Transcribe each line of the material as it is, and drop any picture.

DATA IN THIS EXERCISE =>
— BEGIN —

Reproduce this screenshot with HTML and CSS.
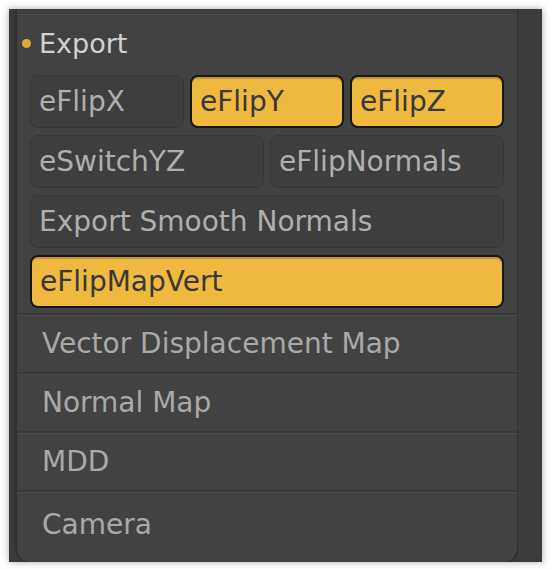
FILE: index.html
```html
<!DOCTYPE html>
<html lang="en">
<head>
    <meta charset="UTF-8">
    <title>Export</title>
    <link rel="stylesheet" href="styles.css">
</head>
<body>
    <div class="window">
        <div class="gutter"></div>
        <div class="panel">
            <div class="panel-top"></div>
            <div class="header">
                <span class="dot"></span>
                <span class="title">Export</span>
            </div>
            <div class="buttons">
                <div class="row three">
                    <div class="btn">eFlipX</div>
                    <div class="btn on">eFlipY</div>
                    <div class="btn on">eFlipZ</div>
                </div>
                <div class="row two">
                    <div class="btn">eSwitchYZ</div>
                    <div class="btn">eFlipNormals</div>
                </div>
                <div class="row">
                    <div class="btn">Export Smooth Normals</div>
                </div>
                <div class="row">
                    <div class="btn on">eFlipMapVert</div>
                </div>
            </div>
            <div class="item">Vector Displacement Map</div>
            <div class="item">Normal Map</div>
            <div class="item">MDD</div>
            <div class="item last">Camera</div>
        </div>
        <div class="rail"></div>
    </div>
</body>
</html>
```

FILE: styles.css
```css
/* Page */
body {
    margin: 0;
    background: #fff;
    font-family: "DejaVu Sans", sans-serif;
}

.window {
    margin: 9px;
    width: 533px;
    height: 553px;
    display: flex;
    background: #3b3b3b;
    box-shadow: 0 0 7px rgba(0, 0, 0, 0.35);
    overflow: hidden;
}

.gutter {
    width: 7px;
    background: #3a3a3a;
}

.rail {
    width: 24px;
    background: #3c3c3c;
}

/* Panel */
.panel {
    flex: 1;
    display: flex;
    flex-direction: column;
    background: #424242;
    border-left: 1px solid #2e2e2e;
    border-right: 1px solid #2e2e2e;
    border-radius: 0 0 14px 14px;
    box-shadow: 1px 0 2px rgba(0, 0, 0, 0.3), -1px 0 1px rgba(0, 0, 0, 0.2);
}

.panel-top {
    height: 5px;
    background: #3f3f3f;
    border-bottom: 1px solid #4b4b4b;
}

.header {
    height: 55px;
    display: flex;
    align-items: center;
    padding-left: 5px;
    padding-top: 2px;
    box-sizing: border-box;
}

.dot {
    width: 9px;
    height: 9px;
    border-radius: 50%;
    background: #e0aa36;
    margin-right: 8px;
}

.title {
    color: #d2d2d2;
    font-size: 27px;
}

/* Buttons */
.buttons {
    display: flex;
    flex-direction: column;
    gap: 7px;
    padding: 5px 13px 5px 13px;
}

.row {
    display: grid;
    grid-template-columns: 1fr;
    gap: 6px;
}

.row.three {
    grid-template-columns: 1fr 1fr 1fr;
}

.row.two {
    grid-template-columns: 1fr 1fr;
}

.btn {
    height: 53px;
    box-sizing: border-box;
    display: flex;
    align-items: center;
    padding-left: 8px;
    border: 1px solid #363636;
    border-radius: 8px;
    background: #3e3e3e;
    color: #afafaf;
    font-size: 28px;
    white-space: nowrap;
}

.btn.on {
    border: 2px solid #161616;
    background: #efb93f;
    color: #383838;
    box-shadow: inset 0 2px 0 #c8962f;
}

/* List */
.item {
    height: 59px;
    display: flex;
    align-items: center;
    padding-left: 25px;
    box-sizing: border-box;
    border-top: 2px solid #393939;
    box-shadow: inset 0 1px 0 #4b4b4b;
    color: #a9a9a9;
    font-size: 28px;
}

.item.last {
    flex: 1;
    padding-bottom: 6px;
}
```
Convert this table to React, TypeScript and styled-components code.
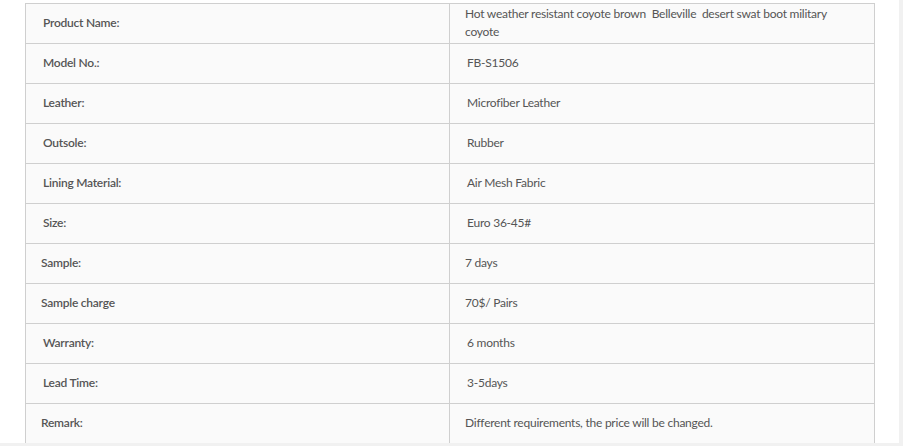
import React from "react";
import styled, { createGlobalStyle } from "styled-components";

const Global = createGlobalStyle`
  html, body { margin: 0; padding: 0; }
  body {
    background: #f1f1f1;
    font-family: "Source Sans Pro", Lato, "Open Sans", sans-serif;
    overflow: hidden;
  }
`;

const Page = styled.div`
  width: 899px;
  height: 443px;
  background: #ffffff;
  padding: 3px 0 0 25px;
  box-sizing: border-box;
`;

const Table = styled.table`
  border-collapse: collapse;
  width: 850px;
  table-layout: fixed;
  background: #fafafa;
`;

const Row = styled.tr`
  height: 40px;
`;

const Cell = styled.td<{ $indent: number; $bold?: boolean; $width?: number }>`
  border: 1px solid #cfcfcf;
  padding: 0 30px 1px ${(p) => p.$indent}px;
  height: 39px;
  box-sizing: border-box;
  vertical-align: middle;
  color: #555555;
  font-size: 12px;
  line-height: 18px;
  letter-spacing: -0.24px;
  font-weight: ${(p) => (p.$bold ? 600 : 400)};
  ${(p) => (p.$width ? `width: ${p.$width}px;` : "")}
`;

const rows: { label: string; li: number; value: string; vi: number }[] = [
  { label: "Product Name:", li: 17, value: "Hot weather resistant coyote brown\u00a0 Belleville\u00a0 desert swat boot military coyote", vi: 15 },
  { label: "Model No.:", li: 17, value: "FB-S1506", vi: 17 },
  { label: "Leather:", li: 17, value: "Microfiber Leather", vi: 17 },
  { label: "Outsole:", li: 17, value: "Rubber", vi: 17 },
  { label: "Lining Material:", li: 17, value: "Air Mesh Fabric", vi: 17 },
  { label: "Size:", li: 17, value: "Euro 36-45#", vi: 17 },
  { label: "Sample:", li: 15, value: "7 days", vi: 15 },
  { label: "Sample charge", li: 15, value: "70$/ Pairs", vi: 15 },
  { label: "Warranty:", li: 17, value: "6 months", vi: 17 },
  { label: "Lead Time:", li: 17, value: "3-5days", vi: 17 },
  { label: "Remark:", li: 15, value: "Different requirements, the price will be changed.", vi: 15 },
];

export default function App() {
  return (
    <>
      <Global />
      <Page>
        <Table>
          <tbody>
            {rows.map((r) => (
              <Row key={r.label}>
                <Cell $indent={r.li} $bold $width={424}>
                  {r.label}
                </Cell>
                <Cell $indent={r.vi}>{r.value}</Cell>
              </Row>
            ))}
          </tbody>
        </Table>
      </Page>
    </>
  );
}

— END —

SOLVED EXERCISE =>
Reproduce this screenshot with HTML and CSS.
FILE: index.html
```html
<!DOCTYPE html>
<html lang="en">
<head>
    <meta charset="UTF-8">
    <title>Export</title>
    <link rel="stylesheet" href="styles.css">
</head>
<body>
    <div class="window">
        <div class="gutter"></div>
        <div class="panel">
            <div class="panel-top"></div>
            <div class="header">
                <span class="dot"></span>
                <span class="title">Export</span>
            </div>
            <div class="buttons">
                <div class="row three">
                    <div class="btn">eFlipX</div>
                    <div class="btn on">eFlipY</div>
                    <div class="btn on">eFlipZ</div>
                </div>
                <div class="row two">
                    <div class="btn">eSwitchYZ</div>
                    <div class="btn">eFlipNormals</div>
                </div>
                <div class="row">
                    <div class="btn">Export Smooth Normals</div>
                </div>
                <div class="row">
                    <div class="btn on">eFlipMapVert</div>
                </div>
            </div>
            <div class="item">Vector Displacement Map</div>
            <div class="item">Normal Map</div>
            <div class="item">MDD</div>
            <div class="item last">Camera</div>
        </div>
        <div class="rail"></div>
    </div>
</body>
</html>
```

FILE: styles.css
```css
/* Page */
body {
    margin: 0;
    background: #fff;
    font-family: "DejaVu Sans", sans-serif;
}

.window {
    margin: 9px;
    width: 533px;
    height: 553px;
    display: flex;
    background: #3b3b3b;
    box-shadow: 0 0 7px rgba(0, 0, 0, 0.35);
    overflow: hidden;
}

.gutter {
    width: 7px;
    background: #3a3a3a;
}

.rail {
    width: 24px;
    background: #3c3c3c;
}

/* Panel */
.panel {
    flex: 1;
    display: flex;
    flex-direction: column;
    background: #424242;
    border-left: 1px solid #2e2e2e;
    border-right: 1px solid #2e2e2e;
    border-radius: 0 0 14px 14px;
    box-shadow: 1px 0 2px rgba(0, 0, 0, 0.3), -1px 0 1px rgba(0, 0, 0, 0.2);
}

.panel-top {
    height: 5px;
    background: #3f3f3f;
    border-bottom: 1px solid #4b4b4b;
}

.header {
    height: 55px;
    display: flex;
    align-items: center;
    padding-left: 5px;
    padding-top: 2px;
    box-sizing: border-box;
}

.dot {
    width: 9px;
    height: 9px;
    border-radius: 50%;
    background: #e0aa36;
    margin-right: 8px;
}

.title {
    color: #d2d2d2;
    font-size: 27px;
}

/* Buttons */
.buttons {
    display: flex;
    flex-direction: column;
    gap: 7px;
    padding: 5px 13px 5px 13px;
}

.row {
    display: grid;
    grid-template-columns: 1fr;
    gap: 6px;
}

.row.three {
    grid-template-columns: 1fr 1fr 1fr;
}

.row.two {
    grid-template-columns: 1fr 1fr;
}

.btn {
    height: 53px;
    box-sizing: border-box;
    display: flex;
    align-items: center;
    padding-left: 8px;
    border: 1px solid #363636;
    border-radius: 8px;
    background: #3e3e3e;
    color: #afafaf;
    font-size: 28px;
    white-space: nowrap;
}

.btn.on {
    border: 2px solid #161616;
    background: #efb93f;
    color: #383838;
    box-shadow: inset 0 2px 0 #c8962f;
}

/* List */
.item {
    height: 59px;
    display: flex;
    align-items: center;
    padding-left: 25px;
    box-sizing: border-box;
    border-top: 2px solid #393939;
    box-shadow: inset 0 1px 0 #4b4b4b;
    color: #a9a9a9;
    font-size: 28px;
}

.item.last {
    flex: 1;
    padding-bottom: 6px;
}
```
Convert this table to React, TypeScript and styled-components code.
import React from "react";
import styled, { createGlobalStyle } from "styled-components";

const Global = createGlobalStyle`
  html, body { margin: 0; padding: 0; }
  body {
    background: #f1f1f1;
    font-family: "Source Sans Pro", Lato, "Open Sans", sans-serif;
    overflow: hidden;
  }
`;

const Page = styled.div`
  width: 899px;
  height: 443px;
  background: #ffffff;
  padding: 3px 0 0 25px;
  box-sizing: border-box;
`;

const Table = styled.table`
  border-collapse: collapse;
  width: 850px;
  table-layout: fixed;
  background: #fafafa;
`;

const Row = styled.tr`
  height: 40px;
`;

const Cell = styled.td<{ $indent: number; $bold?: boolean; $width?: number }>`
  border: 1px solid #cfcfcf;
  padding: 0 30px 1px ${(p) => p.$indent}px;
  height: 39px;
  box-sizing: border-box;
  vertical-align: middle;
  color: #555555;
  font-size: 12px;
  line-height: 18px;
  letter-spacing: -0.24px;
  font-weight: ${(p) => (p.$bold ? 600 : 400)};
  ${(p) => (p.$width ? `width: ${p.$width}px;` : "")}
`;

const rows: { label: string; li: number; value: string; vi: number }[] = [
  { label: "Product Name:", li: 17, value: "Hot weather resistant coyote brown\u00a0 Belleville\u00a0 desert swat boot military coyote", vi: 15 },
  { label: "Model No.:", li: 17, value: "FB-S1506", vi: 17 },
  { label: "Leather:", li: 17, value: "Microfiber Leather", vi: 17 },
  { label: "Outsole:", li: 17, value: "Rubber", vi: 17 },
  { label: "Lining Material:", li: 17, value: "Air Mesh Fabric", vi: 17 },
  { label: "Size:", li: 17, value: "Euro 36-45#", vi: 17 },
  { label: "Sample:", li: 15, value: "7 days", vi: 15 },
  { label: "Sample charge", li: 15, value: "70$/ Pairs", vi: 15 },
  { label: "Warranty:", li: 17, value: "6 months", vi: 17 },
  { label: "Lead Time:", li: 17, value: "3-5days", vi: 17 },
  { label: "Remark:", li: 15, value: "Different requirements, the price will be changed.", vi: 15 },
];

export default function App() {
  return (
    <>
      <Global />
      <Page>
        <Table>
          <tbody>
            {rows.map((r) => (
              <Row key={r.label}>
                <Cell $indent={r.li} $bold $width={424}>
                  {r.label}
                </Cell>
                <Cell $indent={r.vi}>{r.value}</Cell>
              </Row>
            ))}
          </tbody>
        </Table>
      </Page>
    </>
  );
}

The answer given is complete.